Zoe Whittall is the award-winning author of The Best Kind of People (2016), which was a finalist for the Scotiabank Giller Prize and selected as Indigo’s Number One Book of the Year.
She is also the author of The Best Ten Minutes of Your Life (2001), The Emily Valentine Poems(2006), and Precordial Thump (2008), and the editor of Geeks, Misfits, & Outlaws (2003). Her debut novel Bottle Rocket Hearts (2007) made the Globe and Mail Top 100 Books of the Year and CBC Canada Reads’ Top Ten Essential Novels of the Decade.
Her second novel Holding Still for as Long as Possible (2009) won a Lambda Literary Award and was an American Library Association Stonewall Honor Book. She was awarded the K.M. Hunter Artist Award for Literature in 2016. Her writing has appeared in the Walrus, the Believer, the Globe and Mail, the National Post, Fashion, and more.
She has also worked as a writer and story editor on the TV shows Degrassi, Schitt’s Creek, and the Baroness Von Sketch Show. Born in the Eastern Townships of Quebec, she has an MFA from the University of Guelph and lives in Toronto.
"Heartbreaking and complex, The Best Kind of People offers no easy answers. This is a masterly exploration of the damage an entire community incurs when the secret at the heart of its most perfect family detonates."
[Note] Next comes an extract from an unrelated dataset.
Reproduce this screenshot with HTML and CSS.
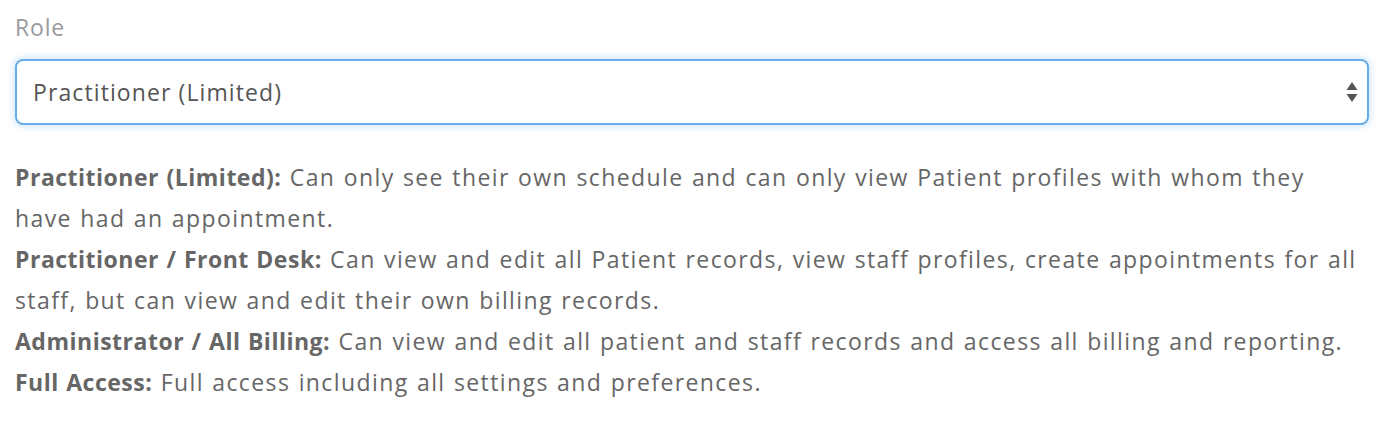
FILE: index.html
```html
<!DOCTYPE html>
<html lang="en">
<head>
  <meta charset="UTF-8">
  <title>Role</title>
  <link rel="stylesheet" href="styles.css">
</head>
<body>

  <div class="field">
    <label class="field-label" for="role">Role</label>

    <!-- Role select -->
    <div class="select-box">
      <select id="role" class="select">
        <option>Practitioner (Limited)</option>
        <option>Practitioner / Front Desk</option>
        <option>Administrator / All Billing</option>
        <option>Full Access</option>
      </select>
      <svg class="select-arrows" width="12" height="22" viewBox="0 0 12 22">
        <path d="M6 1 L11.5 9 L0.5 9 Z" fill="#555"/>
        <path d="M6 21 L11.5 13 L0.5 13 Z" fill="#555"/>
      </svg>
    </div>

    <!-- Role descriptions -->
    <div class="help">
      <p><strong>Practitioner (Limited):</strong> Can only see their own schedule and can only view Patient profiles with whom they have had an appointment.</p>
      <p><strong>Practitioner / Front Desk:</strong> Can view and edit all Patient records, view staff profiles, create appointments for all staff, but can view and edit their own billing records.</p>
      <p><strong>Administrator / All Billing:</strong> Can view and edit all patient and staff records and access all billing and reporting.</p>
      <p><strong>Full Access:</strong> Full access including all settings and preferences.</p>
    </div>
  </div>

</body>
</html>
```

FILE: styles.css
```css
body {
  margin: 0;
  background: #fff;
  font-family: 'Open Sans', 'Noto Sans', sans-serif;
  color: #666;
}

.field {
  padding: 10px 27px 0 15px;
}

.field-label {
  display: block;
  font-size: 23px;
  line-height: 34px;
  letter-spacing: 0.8px;
  color: #9a9a9e;
  margin-bottom: 15px;
}

.select-box {
  position: relative;
}

.select {
  display: block;
  width: 100%;
  height: 66px;
  padding: 0 40px 0 16px;
  font-family: inherit;
  font-size: 23px;
  letter-spacing: 1.1px;
  color: #555;
  background: #fff;
  border: 2px solid #66aee9;
  border-radius: 8px;
  box-shadow: 0 0 8px rgba(102, 175, 233, 0.45);
  outline: none;
  appearance: none;
  -webkit-appearance: none;
}

.select-arrows {
  position: absolute;
  right: 11px;
  top: 22px;
  pointer-events: none;
}

.help {
  margin-top: 32px;
  font-size: 23px;
  line-height: 41px;
  letter-spacing: 1.4px;
  word-spacing: 1px;
}

.help p {
  margin: 0;
}

.help strong {
  color: #666;
  letter-spacing: 0.5px;
}
```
- Lynn Coady, author of The Antagonist
"The jury found Zoe Whittall's The Best Kind of People urgent and timely, nuanced and brave. This gripping story challenges how we hear women and girls, and dissects the self-hypnosis and fear that prevent us from speaking disruptive truth. With subversive precision and solid veracity, Whittall calls into question pervasive forms of silence and acquiescence."